There’s no doubt that the book’s a great example of what science fiction does well, and perhaps uniquely. Science and technology shape the characters, as does the future setting, which is in turn inextricable from the technology. The character work is particularly subtle; McHugh tends to avoid building to clear epiphanies, instead allowing points of change to develop out of her narrative at key points. They might pass unnoticed as you read them, but as a chapter ends, or when the book as a whole ends, you can look back and see their importance: you can see how a flier, a star athlete in dangerous aerial races, becomes a different person in the course of a race (or at least demonstrates her change). You can see how the technology she uses makes the point.
It all fits with the use of chaos, with science as thematic core. Character is recognisable. Society is different. We can read the world through the people, and if that’s not entirely unusual in science fiction, I find it works here more than in most futuristic sf. The structure reflects a profound sense of character, of how a person is shaped by multiple stresses and subtle interactions. And how these things may be a function of misunderstandings; how any given person’s background may lead to a misreading of another person.
Signs and symbols in the book have varying meaning. In Western cultures, Zhang observes, white is a colour for weddings; in the East, it’s for funerals. What he does not say, but is nevertheless clear, is that in the North it means other things: both ice and the glow of dawn after a long winter. How you look at the colour depends on what you want to read into it. How you look at a person and their behaviour may depend on what you’re looking for without knowing it: a young woman sent on a blind date with Zhang is conscious of her facial deformity, and reads his disinterest in that light rather than as a function of his homosexuality. Two characters on Mars meet and slowly come to establish a relationship based on their needs and wants: and work out, through talk and action, a lasting connection.
So one of the most impressive aspects of the book is the way it handles language, and who speaks what language, and how well. In a novel that’s aware of culture and imperialism, that to me was one of the strongest elements. On the one hand, one can argue that people on the ‘periphery’ often spend less time thinking of the ‘metropole’ than the metropole imagines; on the other hand, language and culture are intricately related, and the way a given language can allow access to various discourses that shape a world is no small thing. Speaking the right way is a key point in the book, being fluent in a language or else using words or phrases of another language in a kind of low-level defiance of social norms.

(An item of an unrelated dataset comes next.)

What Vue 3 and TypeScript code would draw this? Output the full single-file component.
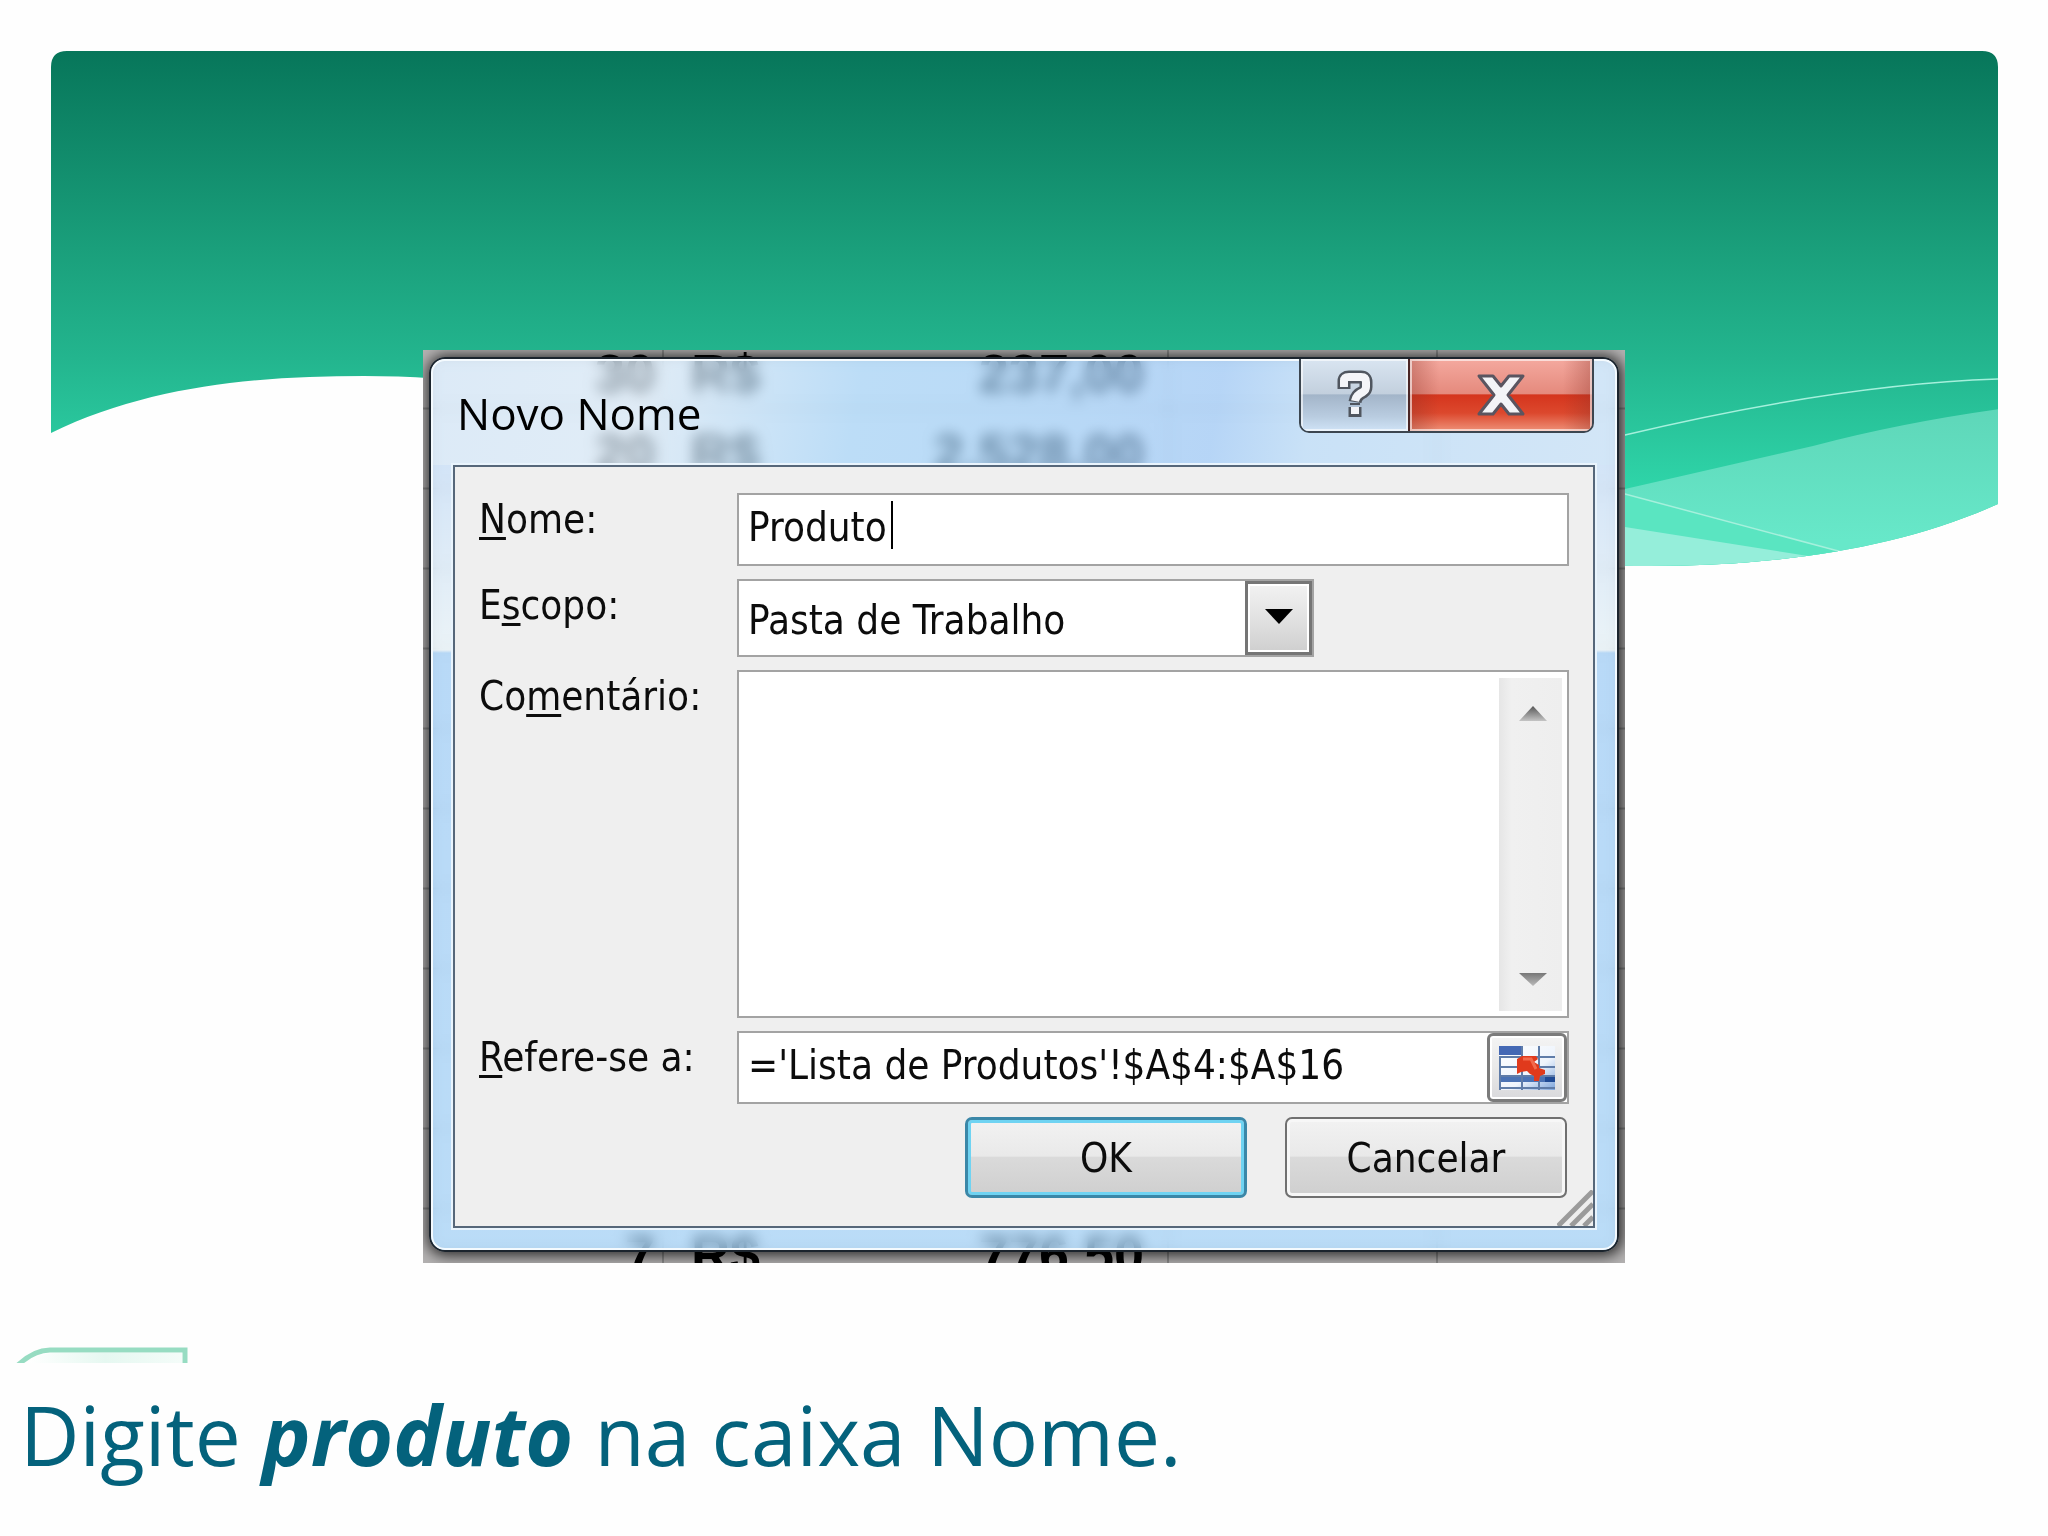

That social awareness of language use is important, I think, as even within a language forms of conversation are seen to be a function of social background: the first scene is a talk between Zhang and his boss at work, largely shaped by the conventions of a specific culture, of which Zhang is keenly aware.
My copy of the book has a quote from Norman Spinrad saying that “despite its masterful wealth of cultural detail, China Mountain Zhang is not a political novel.” I can both agree and disagree with that. For all its wisdom about the nature of empires, I don’t think this is a book primarily concerned with issues of capitalism versus communism, or nation versus nation. There is a detailed background leading up to the book’s present, and we do ultimately get as much information as we need to understand what happened and why, but the specifics aren’t really the point. So in that sense, I think Spinrad’s right. I think he’s wrong in that the cultural detail is itself a facet of political reality. Politics, broadly defined, is not just about governance, but about the interaction of human beings. And that I think is something at the heart of the book: the chaos of human affairs.